4. What this looks like in practice

In a language-rich early years classroom, an observer would see patterns very different from traditional, worksheet-driven practice:

  • Children speak more than the teacher over the course of the day.
  • Teachers pause regularly to give children time to think and respond.
  • Conversations happen about experiences, stories and problems – not only instructions.
  • Storytelling, role-play and shared talk are daily features, not occasional extras.
  • Adults expand children’s ideas instead of shutting them down with quick corrections.

For example, a child says, “ওই গাড়িটা ভাঙা।” Instead of simply correcting, the teacher responds, “হ্যাঁ, গাড়িটা ভাঙা, মনে হচ্ছে চাকারটা খুলে গেছে। তুমি মনে করো, এখন আমরা কীভাবে ঠিক করতে পারি?” The child’s language is extended and their thinking is pushed further.

Teachers also talk about pictures before reading, discuss experiences before writing and encourage children to explain their answers rather than just state them. Questioning moves beyond “এইটা কী?” towards “তুমি কীভাবে বুঝলে?” and “যদি এটা না হতো তাহলে কী হতো?” – talk that supports reasoning, not just naming.

5. Creating vocabulary-rich classrooms

Vocabulary does not grow from word lists alone. It grows from stories, games, routines and meaningful use. In Bangladeshi early years classrooms, vocabulary development should focus on high-frequency, meaningful Bangla words, story language from books and folk tales, language of emotion, actions and thinking, and simple English vocabulary linked to real contexts rather than drilling.

Everyday opportunities for vocabulary include:

  • During play – describing actions, objects and intentions.
  • During stories – talking about feelings, motives and consequences.
  • During routines – explaining processes (“আমরা এখন হাত ধুচ্ছি কারণ...”).
  • During problem-solving – asking children to explain what they think will happen next.

Effective early years classrooms in Bangladesh should feel language-saturated rather than worksheet-saturated: word-rich, not exam-only.

6. Practical tools and strategies

Schools and teachers can begin shifting practice through a small number of focused routines.

6.1 Daily Talk Time

Set aside 10–15 minutes each day solely for structured talk:

  • Show a picture from a book, local scene or classroom object.
  • Ask children to describe what they see in full Bangla sentences.
  • Encourage multiple children to contribute and build on each other.
  • Gently introduce a few English words linked to the meaning, not in isolation.

6.2 Expand, don’t only correct

When children speak, avoid rushing to correct grammar. Instead, repeat their sentence correctly and slightly expand it:

  • Child: “সে পড়ে গেছে।”
  • Teacher: “হ্যাঁ, সে পড়ে গেছে কারণ সে খুব জোরে দৌড়াচ্ছিল।”

This approach supports both confidence and accuracy without shutting children down.

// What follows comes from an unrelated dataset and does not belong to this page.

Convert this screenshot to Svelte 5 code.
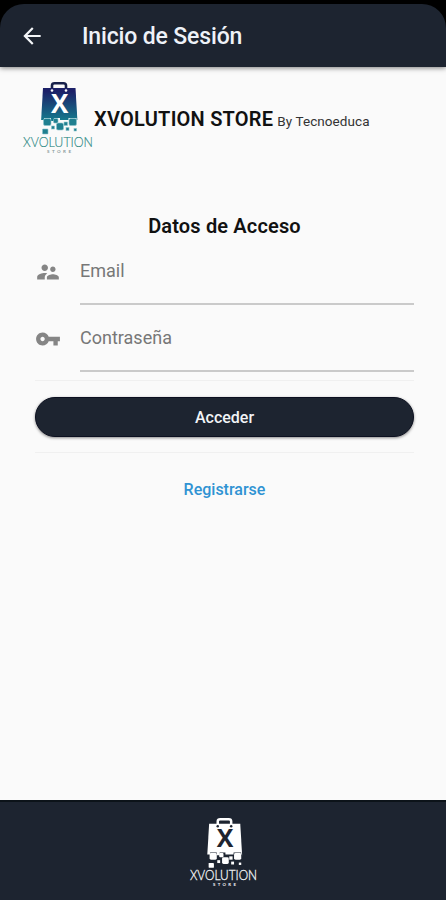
<script>
  let email    = $state('')
  let password = $state('')

  function submit(e) {
    e.preventDefault()
  }
</script>

<!-- Shopping bag that breaks into squares, with the store name under it -->
{#snippet logo(kind)}
  <svg class="logo {kind}" viewBox="0 0 72 76" role="img" aria-label="Xvolution Store">
    <defs>
      <linearGradient id="bag-{kind}" x1="0" y1="0" x2="0" y2="1">
        <stop class="stop-top" offset="0.1" />
        <stop class="stop-bottom" offset="1" />
      </linearGradient>
    </defs>
    <path class="handle" d="M30 11V5.500Q30 3.200 32.500 3.200H41.500Q44 3.200 44 5.500V11" />
    <path fill="url(#bag-{kind})" d="M21 8H53.500L55.500 42H19Z" />
    <circle class="cut" cx="30" cy="10.500" r="1.300" />
    <circle class="cut" cx="44" cy="10.500" r="1.300" />
    <text class="mark" x="37.700" y="32.500" text-anchor="middle">X</text>
    <path class="cut" d="M18.500 40H22V38H29V41H32V38H38V40H43V40H46.500V38H54.500V40H56V46H18.500Z" />
    <g class="bits">
      <rect x="21.500" y="38.500" width="7.500" height="7" rx="1.500" />
      <rect x="31.500" y="38.500" width="4.500" height="4.500" rx="1" />
      <rect x="34.500" y="43" width="7" height="7" rx="1.500" />
      <rect x="47" y="38.500" width="7.500" height="7" rx="1.500" />
      <rect x="42" y="42" width="3.500" height="3.500" />
      <rect x="29.500" y="46" width="3" height="3" />
      <rect x="20.500" y="49" width="5.500" height="5" rx="0.500" />
      <rect x="44" y="47.500" width="3" height="3" />
      <rect x="52" y="48.500" width="2.500" height="2.500" />
    </g>
    <text class="name" x="1" y="67" textLength="70" lengthAdjust="spacingAndGlyphs">XVOLUTION</text>
    <text class="sub" x="25" y="73.200" textLength="24">STORE</text>
  </svg>
{/snippet}

<div class="screen">
  <div class="top">
    <header>
      <button class="back" aria-label="Volver">
        <svg viewBox="0 0 24 24"><path d="M20 11H7.830l5.590-5.590L12 4l-8 8 8 8 1.410-1.410L7.830 13H20v-2z" /></svg>
      </button>
      <h1>Inicio de Sesión</h1>
    </header>
  </div>

  <main>
    <div class="brand">
      {@render logo('color')}
      <p><strong>XVOLUTION STORE</strong><span>By Tecnoeduca</span></p>
    </div>

    <form onsubmit={submit}>
      <h2>Datos de Acceso</h2>

      <label class="field">
        <svg viewBox="0 0 24 24"><path d="M16.500 12c1.380 0 2.490-1.120 2.490-2.500S17.880 7 16.500 7C15.120 7 14 8.120 14 9.500s1.120 2.500 2.500 2.500zM9 11c1.660 0 2.990-1.340 2.990-3S10.660 5 9 5C7.340 5 6 6.340 6 8s1.340 3 3 3zm7.500 3c-1.830 0-5.500.920-5.500 2.750V19h11v-2.250c0-1.830-3.670-2.750-5.500-2.750zM9 13c-2.330 0-7 1.170-7 3.500V19h7v-2.250c0-.850.330-2.340 2.370-3.470C10.500 13.100 9.660 13 9 13z" /></svg>
        <input type="text" placeholder="Email" bind:value={email} />
      </label>

      <label class="field">
        <svg viewBox="0 0 24 24"><path d="M12.650 10C11.830 7.670 9.610 6 7 6c-3.310 0-6 2.690-6 6s2.690 6 6 6c2.610 0 4.830-1.670 5.650-4H17v4h4v-4h2v-4H12.650zM7 14c-1.100 0-2-.900-2-2s.900-2 2-2 2 .900 2 2-.900 2-2 2z" /></svg>
        <input type="password" placeholder="Contraseña" bind:value={password} />
      </label>

      <hr />
      <button class="submit">Acceder</button>
      <hr />
      <button type="button" class="register">Registrarse</button>
    </form>
  </main>

  <footer>
    {@render logo('white')}
  </footer>
</div>

<style>
  :global(*, *::before, *::after) { box-sizing: border-box; margin: 0; padding: 0; }
  :global(body) {
    background: #fafafa;
    font-family: Roboto, 'Noto Sans', sans-serif;
    color: #111;
  }

  button {
    border: none;
    background: none;
    font-family: inherit;
    cursor: pointer;
  }

  .screen {
    height: 100vh;
    display: flex;
    flex-direction: column;
    overflow: hidden;
  }

  .top {
    background: #000;
    padding-top: 4px;
    box-shadow: 0 1px 5px rgba(0, 0, 0, 0.5);
  }

  header {
    display: flex;
    align-items: center;
    height: 63px;
    padding-left: 19px;
    background: #1d2430;
    border-radius: 24px 24px 0 0;
  }

  .back { width: 26px; height: 26px; }
  .back svg { display: block; width: 26px; height: 26px; fill: #f3f5f8; }

  h1 {
    margin: 2px 0 0 37px;
    font-size: 23px;
    font-weight: 500;
    line-height: 28px;
    letter-spacing: -0.15px;
    color: #eef2f8;
  }

  main { flex: 1; }

  .brand {
    display: flex;
    align-items: center;
    height: 102px;
    padding-left: 22px;
    white-space: nowrap;
  }

  .brand p { padding-top: 3px; line-height: 24px; }
  .brand strong { font-size: 20px; font-weight: 600; letter-spacing: 0.22px; }
  .brand span { margin-left: 4px; font-size: 13.500px; letter-spacing: 0.08px; color: #333; }

  .logo { display: block; width: 72px; height: 76px; flex-shrink: 0; overflow: visible; }
  .logo.white { width: 69px; height: 73px; }

  .handle { fill: none; stroke-width: 2.6; }
  .mark { font: 700 26px 'Open Sans', sans-serif; }
  .name { font: 300 13.500px Lato, sans-serif; }
  .sub { font: 700 4.500px Lato, sans-serif; }

  .color .stop-top { stop-color: #1c2068; }
  .color .stop-bottom { stop-color: #147f8f; }
  .color .handle { stroke: #17204a; }
  .color .cut { fill: #fafafa; }
  .color .mark { fill: #fff; }
  .color .bits { fill: #1f7f90; stroke: #8cc5cc; stroke-width: 0.6; }
  .color .name { fill: #2f8a86; stroke: #2f8a86; stroke-width: 0.15; }
  .color .sub { fill: #8b9a9c; }

  .white .stop-top, .white .stop-bottom { stop-color: #fff; }
  .white .handle { stroke: #fff; }
  .white .cut, .white .mark { fill: #1d2430; }
  .white .bits { fill: #fff; }
  .white .name { fill: #f4f6f8; stroke: #f4f6f8; stroke-width: 0.3; }
  .white .sub { fill: #f4f6f8; }

  form {
    display: flex;
    flex-direction: column;
    padding: 43px 32px 0 35px;
  }

  h2 {
    font-size: 20px;
    font-weight: 600;
    line-height: 28px;
    letter-spacing: 0.15px;
    text-align: center;
  }

  .field {
    display: flex;
    align-items: flex-start;
    height: 67px;
  }

  .field svg {
    width: 26px;
    height: 26px;
    margin-top: 19px;
    fill: #858585;
  }

  .field input {
    flex: 1;
    height: 65px;
    margin-left: 19px;
    padding-bottom: 2px;
    border: none;
    border-bottom: 2px solid #cacaca;
    background: none;
    outline: none;
    font-family: inherit;
    font-size: 18px;
    color: #111;
  }

  .field input::placeholder { color: #777; }

  hr { border: none; border-top: 1px solid #f0f0f0; }
  .field + hr { margin-top: 6px; }

  .submit {
    height: 40px;
    margin: 16px 0 15px;
    border: 1px solid #0c1020;
    border-radius: 20px;
    background: #1d2430;
    box-shadow: 0 1px 3px rgba(0, 0, 0, 0.45);
    font-size: 16px;
    font-weight: 500;
    color: #f2f4f7;
  }

  .register {
    align-self: center;
    margin-top: 25px;
    line-height: 24px;
    font-size: 16px;
    font-weight: 500;
    color: #2f93d3;
  }

  footer {
    display: flex;
    justify-content: center;
    height: 100px;
    padding-top: 14px;
    border-top: 2px solid #0c1319;
    background: #1d2430;
  }
</style>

6.3 Story-based language sessions

Use short stories every day:

  • Read or tell the story slowly, in Bangla with clear expression.
  • Ask prediction questions: “এখন কী হতে পারে বলে তুমি ভাবো?”
  • Invite children to retell parts of the story in their own words.
  • Connect the story to children’s real experiences (“তোমাদের কখনও এমন লেগেছে?”).

6.4 Active questioning

Move beyond closed questions with one-word answers. Use prompts like:

  • “তুমি কীভাবে বুঝলে?”
  • “আর কী হতে পারত?”
  • “তুমি হলে কী করতে?”

These questions encourage reasoning and explanation, not just recall.

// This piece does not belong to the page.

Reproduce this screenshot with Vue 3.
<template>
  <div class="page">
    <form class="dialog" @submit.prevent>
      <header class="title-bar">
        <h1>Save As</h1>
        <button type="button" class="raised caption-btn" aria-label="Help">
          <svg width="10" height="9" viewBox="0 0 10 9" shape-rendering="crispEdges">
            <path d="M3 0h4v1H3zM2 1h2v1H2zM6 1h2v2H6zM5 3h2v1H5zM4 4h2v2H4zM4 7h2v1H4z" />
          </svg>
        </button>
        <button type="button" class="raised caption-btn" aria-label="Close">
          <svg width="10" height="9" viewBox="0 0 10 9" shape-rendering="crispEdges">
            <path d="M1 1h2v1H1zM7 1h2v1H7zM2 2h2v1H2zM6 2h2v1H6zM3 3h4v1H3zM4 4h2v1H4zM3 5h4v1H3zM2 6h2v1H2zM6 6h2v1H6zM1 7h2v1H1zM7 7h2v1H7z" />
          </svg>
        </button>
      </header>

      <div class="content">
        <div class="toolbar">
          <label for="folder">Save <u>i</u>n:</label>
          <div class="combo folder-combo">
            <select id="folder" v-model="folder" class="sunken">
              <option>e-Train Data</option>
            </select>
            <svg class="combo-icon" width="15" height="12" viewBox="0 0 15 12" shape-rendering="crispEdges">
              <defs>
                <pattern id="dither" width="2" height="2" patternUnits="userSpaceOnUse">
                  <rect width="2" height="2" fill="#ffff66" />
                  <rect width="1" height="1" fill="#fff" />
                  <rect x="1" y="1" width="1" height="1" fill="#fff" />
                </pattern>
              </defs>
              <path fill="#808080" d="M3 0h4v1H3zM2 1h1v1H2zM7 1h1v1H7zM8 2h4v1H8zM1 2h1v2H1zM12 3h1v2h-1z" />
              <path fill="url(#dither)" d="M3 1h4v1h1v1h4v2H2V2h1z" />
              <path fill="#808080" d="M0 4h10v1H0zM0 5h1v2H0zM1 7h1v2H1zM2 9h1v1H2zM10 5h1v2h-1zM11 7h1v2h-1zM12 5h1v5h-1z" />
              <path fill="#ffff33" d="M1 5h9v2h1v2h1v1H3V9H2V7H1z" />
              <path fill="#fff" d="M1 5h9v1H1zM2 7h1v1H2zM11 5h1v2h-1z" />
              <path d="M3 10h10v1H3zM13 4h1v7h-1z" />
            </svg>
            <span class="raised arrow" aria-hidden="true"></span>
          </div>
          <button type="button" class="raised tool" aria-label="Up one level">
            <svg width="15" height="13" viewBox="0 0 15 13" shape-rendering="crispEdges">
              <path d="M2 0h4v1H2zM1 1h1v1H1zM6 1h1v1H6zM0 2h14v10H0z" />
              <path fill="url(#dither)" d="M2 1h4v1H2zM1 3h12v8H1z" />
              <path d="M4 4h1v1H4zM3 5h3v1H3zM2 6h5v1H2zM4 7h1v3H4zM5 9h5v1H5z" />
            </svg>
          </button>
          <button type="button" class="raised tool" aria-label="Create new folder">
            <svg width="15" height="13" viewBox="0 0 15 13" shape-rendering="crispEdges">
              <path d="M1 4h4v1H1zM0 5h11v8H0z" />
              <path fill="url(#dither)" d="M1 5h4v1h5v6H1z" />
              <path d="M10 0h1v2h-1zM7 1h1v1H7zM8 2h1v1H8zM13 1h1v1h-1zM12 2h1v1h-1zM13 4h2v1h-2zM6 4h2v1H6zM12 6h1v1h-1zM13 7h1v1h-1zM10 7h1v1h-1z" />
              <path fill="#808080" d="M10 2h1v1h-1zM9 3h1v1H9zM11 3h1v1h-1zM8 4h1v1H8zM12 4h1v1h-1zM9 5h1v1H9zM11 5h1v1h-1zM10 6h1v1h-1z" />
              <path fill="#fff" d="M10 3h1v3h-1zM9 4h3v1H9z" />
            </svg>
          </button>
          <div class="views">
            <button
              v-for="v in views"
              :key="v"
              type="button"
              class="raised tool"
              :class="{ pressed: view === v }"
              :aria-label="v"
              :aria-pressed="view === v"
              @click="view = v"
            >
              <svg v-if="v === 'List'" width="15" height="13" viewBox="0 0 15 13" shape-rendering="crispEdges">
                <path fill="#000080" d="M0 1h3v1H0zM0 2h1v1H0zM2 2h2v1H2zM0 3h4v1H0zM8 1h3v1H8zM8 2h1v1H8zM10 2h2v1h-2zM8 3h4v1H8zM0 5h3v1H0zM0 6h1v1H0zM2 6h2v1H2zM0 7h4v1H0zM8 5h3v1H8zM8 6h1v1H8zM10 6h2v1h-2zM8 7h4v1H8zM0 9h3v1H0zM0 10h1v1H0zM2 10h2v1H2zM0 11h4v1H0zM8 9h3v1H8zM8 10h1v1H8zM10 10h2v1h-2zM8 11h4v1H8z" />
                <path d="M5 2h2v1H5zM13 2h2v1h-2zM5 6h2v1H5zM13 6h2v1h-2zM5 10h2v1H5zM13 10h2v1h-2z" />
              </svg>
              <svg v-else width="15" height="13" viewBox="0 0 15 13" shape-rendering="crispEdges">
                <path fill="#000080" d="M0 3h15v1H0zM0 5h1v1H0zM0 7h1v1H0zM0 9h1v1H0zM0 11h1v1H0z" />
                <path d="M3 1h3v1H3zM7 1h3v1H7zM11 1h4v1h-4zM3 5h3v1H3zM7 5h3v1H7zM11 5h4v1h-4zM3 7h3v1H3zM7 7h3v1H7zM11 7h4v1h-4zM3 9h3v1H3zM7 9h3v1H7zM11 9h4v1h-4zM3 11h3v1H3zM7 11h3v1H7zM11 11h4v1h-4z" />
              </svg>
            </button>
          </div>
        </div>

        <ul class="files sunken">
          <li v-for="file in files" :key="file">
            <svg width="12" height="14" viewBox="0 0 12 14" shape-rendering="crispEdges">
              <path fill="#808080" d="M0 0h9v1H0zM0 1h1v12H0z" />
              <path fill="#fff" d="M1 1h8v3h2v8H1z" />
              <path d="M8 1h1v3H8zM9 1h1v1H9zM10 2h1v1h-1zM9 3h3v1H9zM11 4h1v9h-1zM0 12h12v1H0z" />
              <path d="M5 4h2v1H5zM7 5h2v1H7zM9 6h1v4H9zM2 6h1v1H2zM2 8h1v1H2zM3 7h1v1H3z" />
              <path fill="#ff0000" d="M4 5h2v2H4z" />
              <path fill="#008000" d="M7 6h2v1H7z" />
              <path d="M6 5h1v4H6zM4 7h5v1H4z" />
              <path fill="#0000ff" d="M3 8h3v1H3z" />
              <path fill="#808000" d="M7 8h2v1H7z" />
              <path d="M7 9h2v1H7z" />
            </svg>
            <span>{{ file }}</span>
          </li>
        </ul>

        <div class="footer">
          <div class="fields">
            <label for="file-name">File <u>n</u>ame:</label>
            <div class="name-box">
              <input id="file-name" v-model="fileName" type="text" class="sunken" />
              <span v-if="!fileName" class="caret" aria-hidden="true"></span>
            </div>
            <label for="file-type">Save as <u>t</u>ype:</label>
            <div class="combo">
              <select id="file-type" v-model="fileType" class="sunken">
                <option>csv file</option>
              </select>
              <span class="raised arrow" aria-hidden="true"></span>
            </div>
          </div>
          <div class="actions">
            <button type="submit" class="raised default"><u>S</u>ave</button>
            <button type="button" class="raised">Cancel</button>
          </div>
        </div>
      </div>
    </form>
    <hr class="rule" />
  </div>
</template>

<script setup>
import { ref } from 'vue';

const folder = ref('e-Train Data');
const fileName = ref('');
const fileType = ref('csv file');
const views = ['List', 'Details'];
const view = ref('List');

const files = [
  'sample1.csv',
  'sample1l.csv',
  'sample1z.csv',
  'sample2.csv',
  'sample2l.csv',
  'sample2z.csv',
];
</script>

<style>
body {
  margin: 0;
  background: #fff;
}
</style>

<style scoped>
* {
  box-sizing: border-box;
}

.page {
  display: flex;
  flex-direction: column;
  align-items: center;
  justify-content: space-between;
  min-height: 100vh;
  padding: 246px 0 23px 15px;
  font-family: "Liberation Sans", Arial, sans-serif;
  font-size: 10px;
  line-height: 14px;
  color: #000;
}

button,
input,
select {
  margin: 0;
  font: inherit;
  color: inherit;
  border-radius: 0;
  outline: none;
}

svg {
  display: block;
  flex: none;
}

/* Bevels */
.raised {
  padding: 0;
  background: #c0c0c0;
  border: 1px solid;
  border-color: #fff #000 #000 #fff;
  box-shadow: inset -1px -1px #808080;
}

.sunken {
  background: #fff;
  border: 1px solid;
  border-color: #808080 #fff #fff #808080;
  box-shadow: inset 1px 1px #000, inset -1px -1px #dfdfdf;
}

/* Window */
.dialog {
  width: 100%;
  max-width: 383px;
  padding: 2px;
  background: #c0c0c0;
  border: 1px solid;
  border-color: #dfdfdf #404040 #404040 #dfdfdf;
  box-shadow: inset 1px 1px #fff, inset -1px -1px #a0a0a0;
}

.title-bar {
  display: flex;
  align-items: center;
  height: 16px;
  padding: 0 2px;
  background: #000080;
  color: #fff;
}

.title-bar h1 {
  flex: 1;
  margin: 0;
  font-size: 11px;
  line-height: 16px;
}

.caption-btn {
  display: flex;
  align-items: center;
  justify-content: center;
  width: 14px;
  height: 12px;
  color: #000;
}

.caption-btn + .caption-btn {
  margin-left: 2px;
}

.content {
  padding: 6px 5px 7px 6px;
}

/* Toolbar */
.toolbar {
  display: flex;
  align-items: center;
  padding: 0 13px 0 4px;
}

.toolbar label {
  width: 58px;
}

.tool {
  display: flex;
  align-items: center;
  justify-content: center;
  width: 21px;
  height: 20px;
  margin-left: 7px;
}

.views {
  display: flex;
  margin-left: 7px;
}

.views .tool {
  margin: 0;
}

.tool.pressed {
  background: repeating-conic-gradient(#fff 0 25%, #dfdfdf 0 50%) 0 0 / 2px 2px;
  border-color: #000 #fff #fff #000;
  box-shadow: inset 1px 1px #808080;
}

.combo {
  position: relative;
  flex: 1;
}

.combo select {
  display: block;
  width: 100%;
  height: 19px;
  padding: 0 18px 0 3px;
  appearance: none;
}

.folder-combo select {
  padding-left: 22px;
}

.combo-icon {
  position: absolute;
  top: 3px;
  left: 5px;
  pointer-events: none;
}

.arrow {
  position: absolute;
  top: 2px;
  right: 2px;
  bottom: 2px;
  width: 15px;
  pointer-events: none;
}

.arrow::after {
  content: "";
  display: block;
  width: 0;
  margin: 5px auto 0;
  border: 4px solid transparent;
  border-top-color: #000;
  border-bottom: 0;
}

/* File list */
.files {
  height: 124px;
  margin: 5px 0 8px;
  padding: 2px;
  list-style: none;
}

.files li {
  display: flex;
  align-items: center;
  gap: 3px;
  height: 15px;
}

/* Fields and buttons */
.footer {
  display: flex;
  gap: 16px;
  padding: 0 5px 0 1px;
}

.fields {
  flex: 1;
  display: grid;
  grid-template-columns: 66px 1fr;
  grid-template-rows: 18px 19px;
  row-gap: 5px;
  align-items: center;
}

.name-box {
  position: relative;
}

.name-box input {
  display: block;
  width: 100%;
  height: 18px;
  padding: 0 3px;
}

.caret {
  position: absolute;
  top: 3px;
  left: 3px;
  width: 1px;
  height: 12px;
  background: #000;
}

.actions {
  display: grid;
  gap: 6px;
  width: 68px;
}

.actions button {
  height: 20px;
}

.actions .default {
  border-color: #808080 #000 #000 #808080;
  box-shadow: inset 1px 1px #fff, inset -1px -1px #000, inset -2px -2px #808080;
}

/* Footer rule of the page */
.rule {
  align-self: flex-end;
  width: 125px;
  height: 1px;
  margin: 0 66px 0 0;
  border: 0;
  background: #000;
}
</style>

7. Active ingredients and common pitfalls

7.1 Non-negotiable active ingredients

Language development in the early years only works when certain conditions are in place. Without these, activities risk becoming performance exercises rather than genuine learning.

  • Children speak more than adults over the course of the day.
  • Oral Bangla development is prioritised before heavy English instruction.
  • Teachers actively extend and enrich children’s ideas, not simply correct them.
  • Language is embedded into play, routines and stories, not isolated in drills.
  • Mistakes are treated as learning opportunities rather than failures.

7.2 Common pitfalls in Bangladesh classrooms

Even when schools try to focus on language, certain mistakes appear again and again:

  • Forcing children to speak English before they can express ideas in Bangla.
  • Relying on choral repetition instead of individual expression.
  • Focussing only on correct answers instead of full explanations.
  • Turning storytelling into memorisation of fixed sentences.
  • Correcting children harshly when they make mistakes, reducing confidence.

Naming these pitfalls helps schools to avoid them and to align language work with the deeper aims of the framework.

7.3 Linking to the Classroom Talk strand

This language and communication section sits alongside EBTD’s Classroom Talk – Early Years resources, which provide concrete talk routines, sentence stems and planning tools for Bangladeshi teachers. Together, they offer both the “why” and the “how” of talk-rich early years practice.

8. Reflection and implementation questions

Use these prompts in staff meetings, coaching sessions or personal reflection to move from reading to practice.

For teachers

  • Who speaks more in my classroom over a full day – me or the children?
  • Do I allow children enough time to think and respond before I step in?
  • When children speak, am I mostly correcting them or expanding their ideas?
  • How often do I use stories, pictures or real objects as starting points for talk?

For leaders

  • Does our school value spoken language, or mainly written performance and test scores?
  • Are teachers trained and supported in talk-based strategies, not just textbook delivery?
  • Is Bangla used as a thinking tool, or is it treated as something to be replaced by English?

For school teams

  • How much time in our early years timetable is devoted to genuine talk compared to worksheets?
  • Where could we reduce low-value written work to free time for high-value interaction?
  • How can we help parents understand the importance of everyday talk and storytelling at home?